Baton Rouge gardeners get a look at new varieties of poinsettias Thursday at the Burden Research Center, Essen Lane at Interstate 10. There will be 20 varieties on display from 9 a.m. until 3 p.m. at the Ione E. Burden Conference Center.
Along with the poinsettia open house, Kuehny and Patricia Branch, a 25-year research associate at LSU, will give a talk on poinsettias at the conference center.
The talk is part of the "Through the Garden Gate" lunchtime series sponsored by Hilltop Arboretum, Burden and LSU horticulture. The 30-minute presentation starts at 12:15 p.m. Guests are encouraged to bring a sack lunch. No lunch is provided. Admission is $5 a person; students with IDs will be admitted free.
A limited number of poinsettias at local retail prices will be available for purchase Thursday.
The open house features the cultivars of two suppliers, Fischer of Boulder, Colo., and Ecke of Encinitas, Calif.
From the early 1920s to the mid-1960s, the main business of Paul Ecke's ranch was growing poinsettias in fields, harvesting the plants in the spring and shipping them by rail to greenhouse growers across the country.
Then, Ecke followed the railroad tracks to promote poinsettias as Christmas flowers.
Ecke's poinsettia fields two hours south of Los Angeles provide growing conditions like those of Mexico where the leggy, red plants grow wild.
The Aztecs found the plant blooming in the highlands of Southern Mexico in the short days of winter. From the poinsettia's bracts (colored leaves), the Aztecs extracted a purplish dye used to make cosmetics and color cloth. A milky substance taken from the plant was used to treat fever.

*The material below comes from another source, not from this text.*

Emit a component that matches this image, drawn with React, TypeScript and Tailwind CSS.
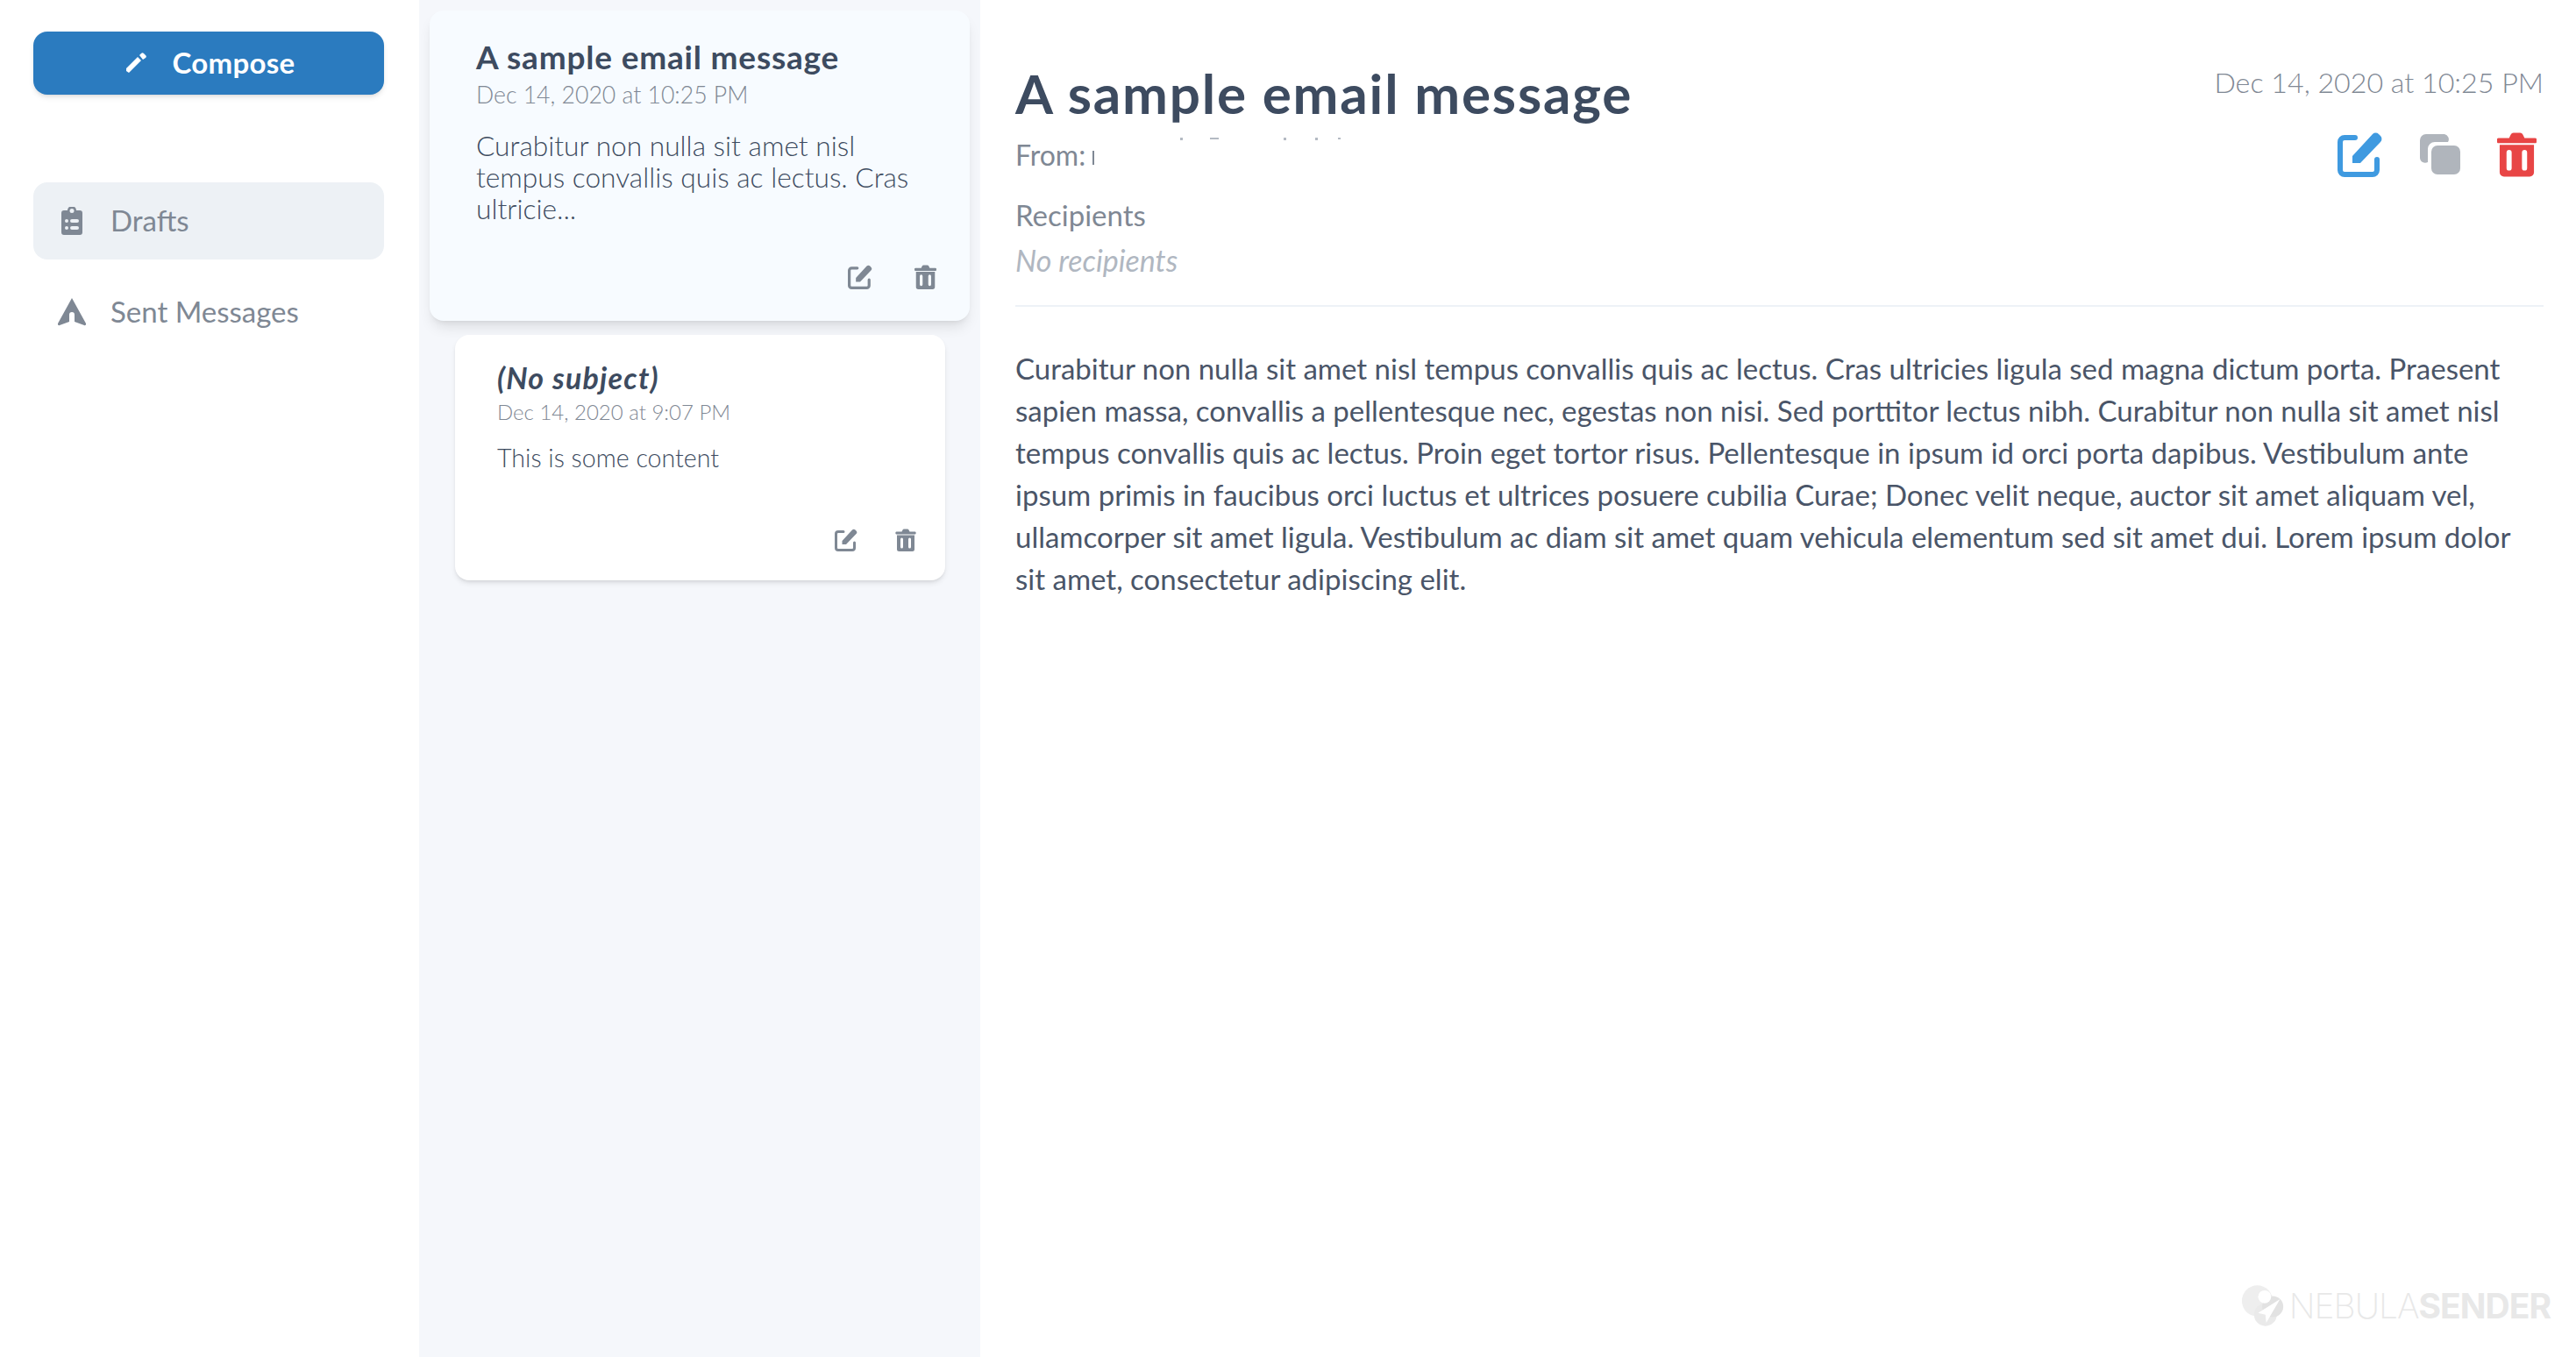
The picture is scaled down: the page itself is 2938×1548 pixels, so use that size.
function EditIcon({ className }: { className: string }) {
  return (
    <svg viewBox="0 0 52 52" className={className} fill="none">
      <path d="M20 7H8a5 5 0 0 0-5 5v32a5 5 0 0 0 5 5h32a5 5 0 0 0 5-5V32" stroke="currentColor" strokeWidth="6" strokeLinecap="round" />
      <path d="M17 28 L40 3 a5 5 0 0 1 7 0 l2 2 a5 5 0 0 1 0 7 L26 36 H17 Z" fill="currentColor" />
    </svg>
  );
}

function TrashIcon({ className }: { className: string }) {
  return (
    <svg viewBox="0 0 46 52" className={className} fill="currentColor">
      <path fillRule="evenodd" d="M2 7h12l2-4a4 4 0 0 1 3-2h8a4 4 0 0 1 3 2l2 4h12a2 2 0 0 1 2 3 2 2 0 0 1-2 3H2a2 2 0 0 1-2-3 2 2 0 0 1 2-3Z" />
      <path fillRule="evenodd" d="M3 15h40v32a5 5 0 0 1-5 5H8a5 5 0 0 1-5-5Zm11 6a3 3 0 0 0-3 3v18a3 3 0 0 0 6 0V24a3 3 0 0 0-3-3Zm18 0a3 3 0 0 0-3 3v18a3 3 0 0 0 6 0V24a3 3 0 0 0-3-3Z" />
    </svg>
  );
}

function CopyIcon({ className }: { className: string }) {
  return (
    <svg viewBox="0 0 46 46" className={className} fill="currentColor">
      <path d="M7 0h21a6 6 0 0 1 4 9H17a8 8 0 0 0-8 8v15a6 6 0 0 1-9-5V7a7 7 0 0 1 7-7Z" />
      <rect x="13" y="13" width="33" height="33" rx="7" />
    </svg>
  );
}

function Logo() {
  return (
    <div className="absolute right-[29px] bottom-[35px] flex items-center gap-[5px] text-[#e8e8e8]">
      <svg viewBox="0 0 54 50" className="w-[50px] h-[47px]">
        <circle cx="20" cy="19" r="19" fill="#eeeeee" />
        <circle cx="30" cy="36" r="14" fill="#eaeaea" />
        <circle cx="39" cy="26" r="13" fill="#e2e2e2" />
        <circle cx="29" cy="14" r="8" fill="#ffffff" />
        <path d="M48 17 L31 46 L30 36 L21 34 Z" fill="#ffffff" />
      </svg>
      <div className="text-[39px] leading-none font-['Inter',sans-serif] tracking-[-1px]">
        <span className="font-extralight">NEBULA</span>
        <span className="font-bold">SENDER</span>
      </div>
    </div>
  );
}

export default function App() {
  return (
    <div className="relative flex h-screen overflow-hidden bg-white font-['Lato',sans-serif] text-[#4a5568]">
      <aside className="w-[478px] shrink-0 pl-[38px] pr-[40px] pt-[36px]">
        <button className="flex items-center justify-center w-full h-[72px] pl-[4px] rounded-2xl bg-[#2b7bbf] text-white text-[33px] tracking-[0.3px] font-bold shadow-md">
          <svg viewBox="0 0 24 24" className="w-[24px] h-[24px] mr-[29px]" fill="currentColor">
            <path d="M1 21 L4 23 L18 9 L14 5 L1 18 Z" />
            <path d="M16 3 L18 1 a2 2 0 0 1 3 0 l2 2 a2 2 0 0 1 0 3 L20 8 Z" />
          </svg>
          Compose
        </button>
        <div className="mt-[100px] flex items-center h-[88px] rounded-2xl bg-[#edf1f5] pl-[32px] text-[#7f8894] text-[33px]">
          <svg viewBox="0 0 24 32" className="w-[24px] h-[32px] mr-[32px]" fill="currentColor">
            <path fillRule="evenodd" d="M3 4h4a5 5 0 0 1 10 0h4a3 3 0 0 1 3 3v22a3 3 0 0 1-3 3H3a3 3 0 0 1-3-3V7a3 3 0 0 1 3-3Zm9-2a2.5 2.5 0 0 0 0 5 2.5 2.5 0 0 0 0-5ZM6 14a2 2 0 0 0 0 4 2 2 0 0 0 0-4Zm6 0a2 2 0 0 0 0 4h6a2 2 0 0 0 0-4Zm-6 8a2 2 0 0 0 0 4 2 2 0 0 0 0-4Zm6 0a2 2 0 0 0 0 4h6a2 2 0 0 0 0-4Z" />
          </svg>
          Drafts
        </div>
        <div className="mt-[16px] flex items-center h-[88px] pl-[28px] text-[#7f8894] text-[33px]">
          <svg viewBox="0 0 32 32" className="w-[32px] h-[32px] mr-[28px]" fill="currentColor">
            <path d="M16 0 L32 29 a1.5 1.5 0 0 1-2 2 L19 27 V19 a3 3 0 0 0-6 0 V27 L2 31 a1.5 1.5 0 0 1-2-2 Z" />
          </svg>
          Sent Messages
        </div>
      </aside>

      <section className="w-[640px] shrink-0 bg-[#f5f7fb] pt-[12px]">
        <div className="ml-[12px] w-[616px] h-[354px] rounded-2xl bg-[#f7fbff] shadow-lg pl-[53px] pr-[38px] pt-[29px]">
          <div className="text-[37px] leading-[48px] tracking-[0.8px] font-bold text-[#3d4b60]">A sample email message</div>
          <div className="mt-[1px] text-[26.6px] leading-[36px] text-[#7f8894] font-light">Dec 14, 2020 at 10:25 PM</div>
          <div className="mt-[22px] text-[31.7px] leading-[36px] text-[#3d4b60] font-light">
            Curabitur non nulla sit amet nisl tempus convallis quis ac lectus. Cras ultricie...
          </div>
          <div className="mt-[46px] flex justify-end gap-[47px]">
            <EditIcon className="w-[30px] h-[28px] text-[#7f8894]" />
            <TrashIcon className="w-[25px] h-[28px] text-[#7f8894]" />
          </div>
        </div>
        <div className="mt-[16px] ml-[41px] w-[559px] h-[280px] rounded-2xl bg-white shadow-md pl-[48px] pr-[33px] pt-[28px]">
          <div className="text-[34px] leading-[42px] tracking-[1.2px] font-bold italic text-[#3d4b60]">(No subject)</div>
          <div className="text-[24px] leading-[36px] text-[#7f8894] font-light">Dec 14, 2020 at 9:07 PM</div>
          <div className="mt-[16px] text-[28.6px] leading-[36px] text-[#3d4b60] font-light">This is some content</div>
          <div className="mt-[63px] flex justify-end gap-[42px]">
            <EditIcon className="w-[28px] h-[26px] text-[#7f8894]" />
            <TrashIcon className="w-[24px] h-[26px] text-[#7f8894]" />
          </div>
        </div>
      </section>

      <main className="flex-1 pl-[40px] pr-[37px] pt-[70px]">
        <div className="flex justify-between border-b-2 border-[#edf2f7] h-[280px]">
          <div>
            <h1 className="text-[62px] leading-[72px] tracking-[1.8px] font-bold text-[#3d4b60]">A sample email message</h1>
            <div className="relative mt-[13px] text-[32px] leading-[44px] text-[#7f8894] flex items-center">
              From:&nbsp;
              <span className="inline-block w-[2px] h-[16px] bg-[#7f8894] mt-[6px]" />
              <svg viewBox="0 0 200 4" className="absolute left-[186px] top-[2px] w-[200px] h-[4px]" fill="#b4bac3">
                <rect x="2" y="0" width="3" height="3" />
                <rect x="36" y="0" width="10" height="2" />
                <rect x="120" y="0" width="3" height="3" />
                <rect x="156" y="0" width="3" height="3" />
                <rect x="182" y="0" width="3" height="2" />
              </svg>
            </div>
            <div className="mt-[24px] text-[33px] leading-[44px] text-[#7f8894]">Recipients</div>
            <div className="mt-[8px] text-[34px] leading-[44px] italic text-[#b0b7c1]">No recipients</div>
          </div>
          <div className="flex flex-col items-end">
            <div className="mt-[2px] text-[32.2px] leading-[44px] text-[#7f8894] font-light">Dec 14, 2020 at 10:25 PM</div>
            <div className="mt-[34px] flex items-center gap-[42px] pr-[8px]">
              <EditIcon className="w-[52px] h-[52px] text-[#3f9ae0]" />
              <CopyIcon className="w-[46px] h-[46px] text-[#b0b5bc]" />
              <TrashIcon className="w-[45px] h-[52px] text-[#e84545]" />
            </div>
          </div>
        </div>
        <p className="mt-[46px] text-[33px] leading-[48px] text-[#4a5568]">
          Curabitur non nulla sit amet nisl tempus convallis quis ac lectus. Cras ultricies ligula sed magna dictum porta. Praesent sapien massa, convallis a pellentesque nec, egestas non nisi. Sed porttitor lectus nibh. Curabitur non nulla sit amet nisl tempus convallis quis ac lectus. Proin eget tortor risus. Pellentesque in ipsum id orci porta dapibus. Vestibulum ante ipsum primis in faucibus orci luctus et ultrices posuere cubilia Curae; Donec velit neque, auctor sit amet aliquam vel, ullamcorper sit amet ligula. Vestibulum ac diam sit amet quam vehicula elementum sed sit amet dui. Lorem ipsum dolor sit amet, consectetur adipiscing elit.
        </p>
      </main>
      <Logo />
    </div>
  );
}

Joel Roberts Poinsett, son of a French physician, the first U.S. ambassador to Mexico (1825-1829) and a botanist, saw cuetlaxochitl growing in Taxco del Alarcon in 1828. Poinsett shipped some of the plants to his greenhouses in Greenville, S.C. Poinsett propagated the plants to send to friends and botanical gardens.
The plant's botanical name, Euphorbia pulcherrima, means "the most beautiful Euphorbia." By 1836, the plant was commonly called poinsettia after the former U.S. ambassador who had moved on to found what became the Smithsonian Institution.